When I was a child, I spoke as a child, I understood as a child, I thought as a child: but when I became a man, I put away childish things.1 Corinthians 13:11
Imagination is The Meaning of Life
Have you ever noticed that as we grow old and embittered we begin to question why we exist? We start to look for meaning and purpose behind everything we do. Children don’t have that drive. They’ll ask the why of anything and everything else, but I have never had a child ask me, “Why do I exist?” No, children have no existential crisis because they’re too busy for that nonsense, there are too many things to think of. I think the reason that children never have an existential crisis is because they’re serving their purpose in life.
We exist to learn.
We are meant to use our minds to create and discover, without rules, without boundaries. The older we get, the more restrictions we place on ourselves, or society places on us. We are told to put away childish things and accept that our place in life is to grind away eight or more hours of our day, go home, cook dinner, and watch network television. We’re told to be another cog in the machine.

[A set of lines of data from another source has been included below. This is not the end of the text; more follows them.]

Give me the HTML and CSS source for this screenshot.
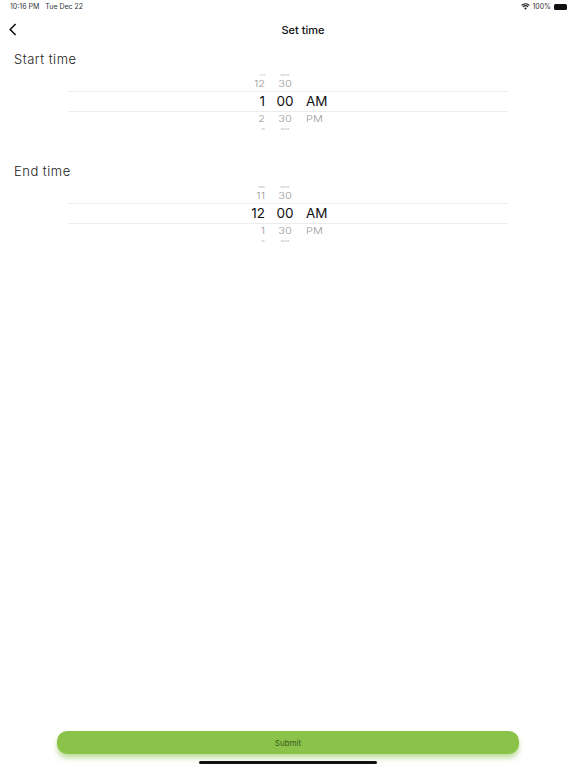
FILE: index.html
```html
<!DOCTYPE html>
<html lang="en">
<head>
<meta charset="utf-8">
<title>Set time</title>
<link rel="stylesheet" href="styles.css">
</head>
<body>
<div class="page">
  <div class="status">
    <div class="status-left"><span>10:16 PM</span><span>Tue Dec 22</span></div>
    <div class="status-right">
      <svg class="wifi" width="9" height="7" viewBox="0 0 10 8"><path d="M5 7.6 3.4 5.8a2.4 2.4 0 0 1 3.2 0zM2.5 4.9 1.6 3.9a5 5 0 0 1 6.8 0l-.9 1a3.7 3.7 0 0 0-5 0zM.9 3.2 0 2.2a7.4 7.4 0 0 1 10 0l-.9 1a6.1 6.1 0 0 0-8.2 0z" fill="#1a1a1a"/></svg>
      <span>100%</span>
      <span class="battery"></span>
    </div>
  </div>
  <header class="nav">
    <svg class="back" width="8" height="13" viewBox="0 0 8 13"><path d="M6.6 1 1.2 6.5l5.4 5.5" fill="none" stroke="#111" stroke-width="1.6"/></svg>
    <h1>Set time</h1>
  </header>
  <main class="content">
    <section class="block">
      <h2>Start time</h2>
      <div class="picker">
        <div class="row far top"><span>11</span><span>00</span><span></span></div>
        <div class="row near top"><span>12</span><span>30</span><span></span></div>
        <div class="row current"><span>1</span><span>00</span><span>AM</span></div>
        <div class="row near"><span>2</span><span>30</span><span>PM</span></div>
        <div class="row far"><span>3</span><span>00</span><span></span></div>
      </div>
    </section>
    <section class="block">
      <h2>End time</h2>
      <div class="picker">
        <div class="row far top"><span>10</span><span>00</span><span></span></div>
        <div class="row near top"><span>11</span><span>30</span><span></span></div>
        <div class="row current"><span>12</span><span>00</span><span>AM</span></div>
        <div class="row near"><span>1</span><span>30</span><span>PM</span></div>
        <div class="row far"><span>2</span><span>00</span><span></span></div>
      </div>
    </section>
  </main>
  <footer class="foot">
    <button class="submit" type="button">Submit</button>
    <div class="home"></div>
  </footer>
</div>
</body>
</html>
```
FILE: styles.css
```css
* { box-sizing: border-box; }
html, body { margin: 0; padding: 0; }
body {
  width: 576px;
  height: 768px;
  overflow: hidden;
  background: #fff;
  color: #111;
  font-family: Inter, "Liberation Sans", Arial, sans-serif;
}
.page {
  height: 768px;
  display: flex;
  flex-direction: column;
}
.status {
  height: 13px;
  padding: 0 9px 0 10px;
  display: flex;
  justify-content: space-between;
  align-items: center;
  font-size: 7px;
  color: #333;
}
.status-left { display: flex; gap: 6px; }
.status-right { display: flex; align-items: center; gap: 2px; }
.battery {
  width: 13px;
  height: 6px;
  margin-left: 1px;
  background: #111;
  border-radius: 1.5px;
}
.nav {
  height: 33px;
  padding-left: 30px;
  display: flex;
  align-items: center;
  justify-content: center;
  position: relative;
}
.back { position: absolute; left: 9px; top: 10px; }
.nav h1 {
  margin: 0;
  font-size: 11px;
  font-weight: 500;
  color: #111;
}
.content { flex: 1; }
.block { height: 112px; padding-top: 5px; }
.block h2 {
  margin: 0;
  padding-left: 14px;
  font-size: 13px;
  line-height: 16px;
  font-weight: 300;
  letter-spacing: 0.5px;
  color: #222;
  height: 21px;
}
.picker {
  margin: 0 68px;
  width: 440px;
}
.row {
  display: grid;
  grid-template-columns: 197px 40px 1fr;
  text-align: center;
}
.row span:nth-child(1) { text-align: right; }
.row span:nth-child(3) { text-align: left; padding-left: 1px; }
.row.far {
  height: 4px;
  font-size: 7px;
  line-height: 4px;
  color: #bbb;
}
.row.far.top { height: 6px; line-height: 6px; }
.row.far span { display: block; transform: scaleY(0.35); }
.row.near {
  height: 15px;
  font-size: 11px;
  line-height: 15px;
  font-weight: 300;
  color: #999;
}
.row.near.top { height: 13px; line-height: 13px; }
.row.near span { display: block; transform: scaleY(0.85); }
.row.current {
  height: 21px;
  font-size: 13.5px;
  line-height: 19px;
  color: #111;
  border-top: 1px solid #ececec;
  border-bottom: 1px solid #ececec;
}
.foot {
  height: 37px;
  padding: 0 57px;
  display: flex;
  flex-direction: column;
  align-items: center;
}
.submit {
  width: 462px;
  height: 23px;
  padding: 0;
  border: 0;
  border-radius: 10px;
  background: #8ac24a;
  color: #3d5a1e;
  font-family: inherit;
  font-size: 8px;
  box-shadow: 0 4px 5px rgba(138, 194, 74, 0.55);
}
.home {
  width: 178px;
  height: 3px;
  margin-top: 7px;
  background: #111;
  border-radius: 2px;
}
```
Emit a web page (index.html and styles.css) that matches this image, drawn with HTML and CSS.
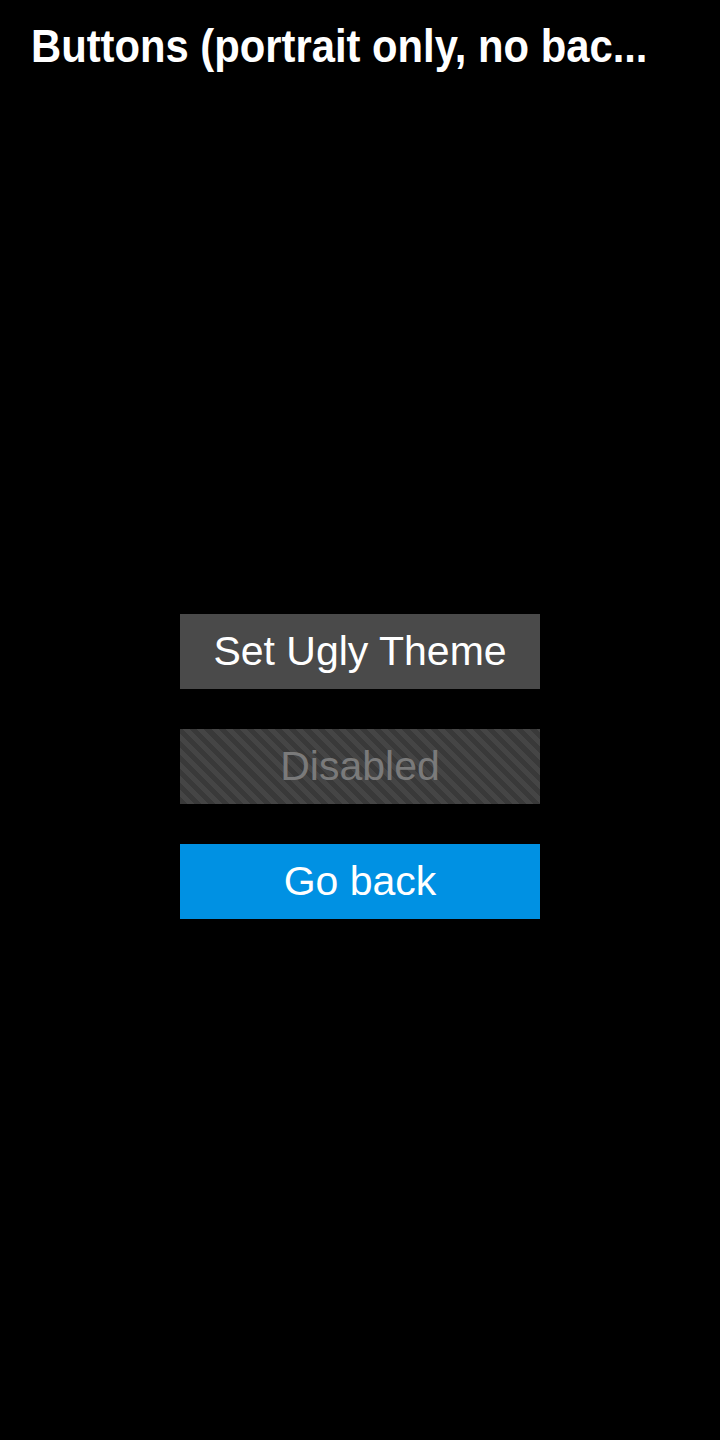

We’re told that once we find our stable place in life that we are done learning.
I reject that.
To me, a stapler can always be a race car, and no matter what you tell me the rubber finger tip thingy on my desk looks like a dalek. If you just keep looking at the world around you, you can always find something new and cool to look at. Really, to be happy, you just have to let that imaginative kid inside you, the one that was in love with the infinite places a box could take you, and let him beat the crap out of the whiny teenager. Everybody hates whiny teenagers.